» Exercise aim
The material below should be written out in full and exactly; pictures stay out of the copy.

» Data block
- - - - - - -
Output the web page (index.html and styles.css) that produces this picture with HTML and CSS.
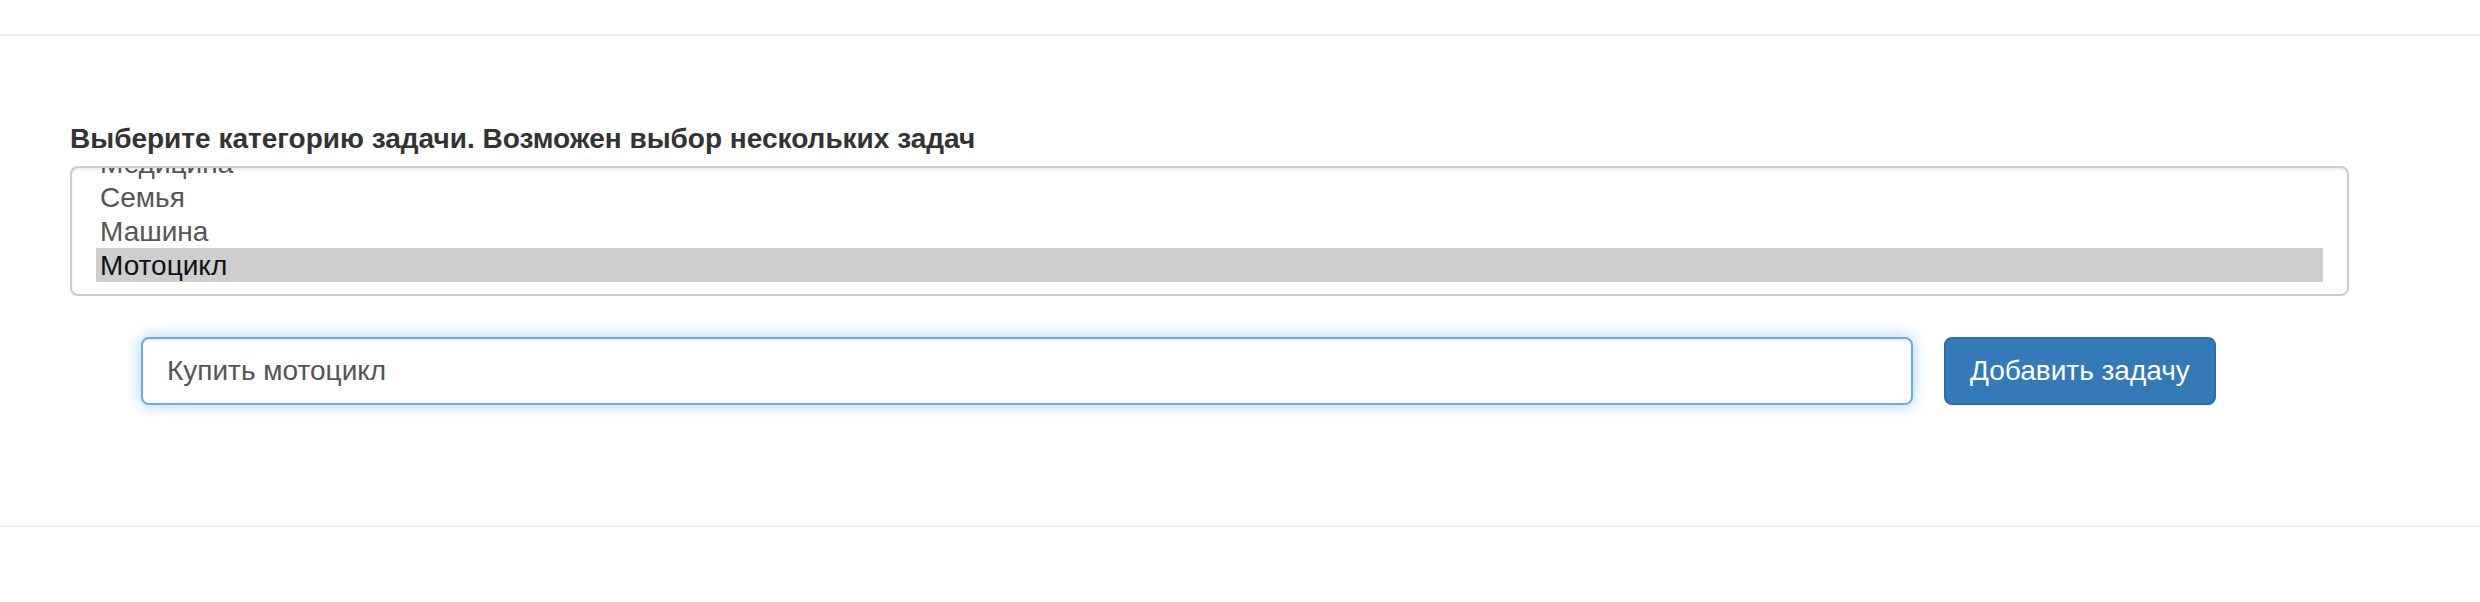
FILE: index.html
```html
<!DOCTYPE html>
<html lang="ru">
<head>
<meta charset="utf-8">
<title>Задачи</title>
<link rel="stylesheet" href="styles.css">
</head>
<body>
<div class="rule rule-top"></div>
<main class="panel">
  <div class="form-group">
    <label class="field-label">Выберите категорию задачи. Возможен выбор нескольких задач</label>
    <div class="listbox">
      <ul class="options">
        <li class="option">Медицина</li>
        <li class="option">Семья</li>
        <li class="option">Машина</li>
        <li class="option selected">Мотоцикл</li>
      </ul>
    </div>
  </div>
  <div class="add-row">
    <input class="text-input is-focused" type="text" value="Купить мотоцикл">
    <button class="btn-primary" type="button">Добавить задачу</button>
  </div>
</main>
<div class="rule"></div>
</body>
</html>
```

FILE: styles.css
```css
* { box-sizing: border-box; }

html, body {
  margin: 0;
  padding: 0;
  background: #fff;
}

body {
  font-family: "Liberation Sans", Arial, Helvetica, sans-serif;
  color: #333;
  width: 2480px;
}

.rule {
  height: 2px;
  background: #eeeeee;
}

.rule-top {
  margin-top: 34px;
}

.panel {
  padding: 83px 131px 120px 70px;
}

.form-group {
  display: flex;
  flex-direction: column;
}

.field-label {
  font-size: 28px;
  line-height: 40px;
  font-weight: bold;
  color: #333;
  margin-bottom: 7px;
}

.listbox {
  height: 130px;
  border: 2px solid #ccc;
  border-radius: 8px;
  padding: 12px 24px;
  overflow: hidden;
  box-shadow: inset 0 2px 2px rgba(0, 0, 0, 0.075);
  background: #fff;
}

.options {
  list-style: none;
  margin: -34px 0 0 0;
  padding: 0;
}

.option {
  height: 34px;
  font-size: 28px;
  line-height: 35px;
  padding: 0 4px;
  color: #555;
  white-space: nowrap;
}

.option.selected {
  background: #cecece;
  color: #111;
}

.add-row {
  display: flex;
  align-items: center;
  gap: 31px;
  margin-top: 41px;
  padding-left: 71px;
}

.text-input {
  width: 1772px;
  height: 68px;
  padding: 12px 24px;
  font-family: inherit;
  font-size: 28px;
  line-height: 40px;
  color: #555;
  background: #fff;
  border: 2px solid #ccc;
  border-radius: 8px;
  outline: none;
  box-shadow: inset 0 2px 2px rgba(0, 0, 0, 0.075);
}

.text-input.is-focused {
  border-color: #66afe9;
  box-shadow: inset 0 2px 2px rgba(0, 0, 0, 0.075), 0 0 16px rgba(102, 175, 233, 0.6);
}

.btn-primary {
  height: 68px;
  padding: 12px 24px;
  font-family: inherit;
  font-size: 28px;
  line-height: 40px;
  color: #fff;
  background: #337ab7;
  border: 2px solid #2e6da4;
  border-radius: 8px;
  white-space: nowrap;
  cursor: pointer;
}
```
- - - - - - -
» Final answer
Output the web page (index.html and styles.css) that produces this picture with HTML and CSS.
FILE: index.html
```html
<!DOCTYPE html>
<html lang="ru">
<head>
<meta charset="utf-8">
<title>Задачи</title>
<link rel="stylesheet" href="styles.css">
</head>
<body>
<div class="rule rule-top"></div>
<main class="panel">
  <div class="form-group">
    <label class="field-label">Выберите категорию задачи. Возможен выбор нескольких задач</label>
    <div class="listbox">
      <ul class="options">
        <li class="option">Медицина</li>
        <li class="option">Семья</li>
        <li class="option">Машина</li>
        <li class="option selected">Мотоцикл</li>
      </ul>
    </div>
  </div>
  <div class="add-row">
    <input class="text-input is-focused" type="text" value="Купить мотоцикл">
    <button class="btn-primary" type="button">Добавить задачу</button>
  </div>
</main>
<div class="rule"></div>
</body>
</html>
```

FILE: styles.css
```css
* { box-sizing: border-box; }

html, body {
  margin: 0;
  padding: 0;
  background: #fff;
}

body {
  font-family: "Liberation Sans", Arial, Helvetica, sans-serif;
  color: #333;
  width: 2480px;
}

.rule {
  height: 2px;
  background: #eeeeee;
}

.rule-top {
  margin-top: 34px;
}

.panel {
  padding: 83px 131px 120px 70px;
}

.form-group {
  display: flex;
  flex-direction: column;
}

.field-label {
  font-size: 28px;
  line-height: 40px;
  font-weight: bold;
  color: #333;
  margin-bottom: 7px;
}

.listbox {
  height: 130px;
  border: 2px solid #ccc;
  border-radius: 8px;
  padding: 12px 24px;
  overflow: hidden;
  box-shadow: inset 0 2px 2px rgba(0, 0, 0, 0.075);
  background: #fff;
}

.options {
  list-style: none;
  margin: -34px 0 0 0;
  padding: 0;
}

.option {
  height: 34px;
  font-size: 28px;
  line-height: 35px;
  padding: 0 4px;
  color: #555;
  white-space: nowrap;
}

.option.selected {
  background: #cecece;
  color: #111;
}

.add-row {
  display: flex;
  align-items: center;
  gap: 31px;
  margin-top: 41px;
  padding-left: 71px;
}

.text-input {
  width: 1772px;
  height: 68px;
  padding: 12px 24px;
  font-family: inherit;
  font-size: 28px;
  line-height: 40px;
  color: #555;
  background: #fff;
  border: 2px solid #ccc;
  border-radius: 8px;
  outline: none;
  box-shadow: inset 0 2px 2px rgba(0, 0, 0, 0.075);
}

.text-input.is-focused {
  border-color: #66afe9;
  box-shadow: inset 0 2px 2px rgba(0, 0, 0, 0.075), 0 0 16px rgba(102, 175, 233, 0.6);
}

.btn-primary {
  height: 68px;
  padding: 12px 24px;
  font-family: inherit;
  font-size: 28px;
  line-height: 40px;
  color: #fff;
  background: #337ab7;
  border: 2px solid #2e6da4;
  border-radius: 8px;
  white-space: nowrap;
  cursor: pointer;
}
```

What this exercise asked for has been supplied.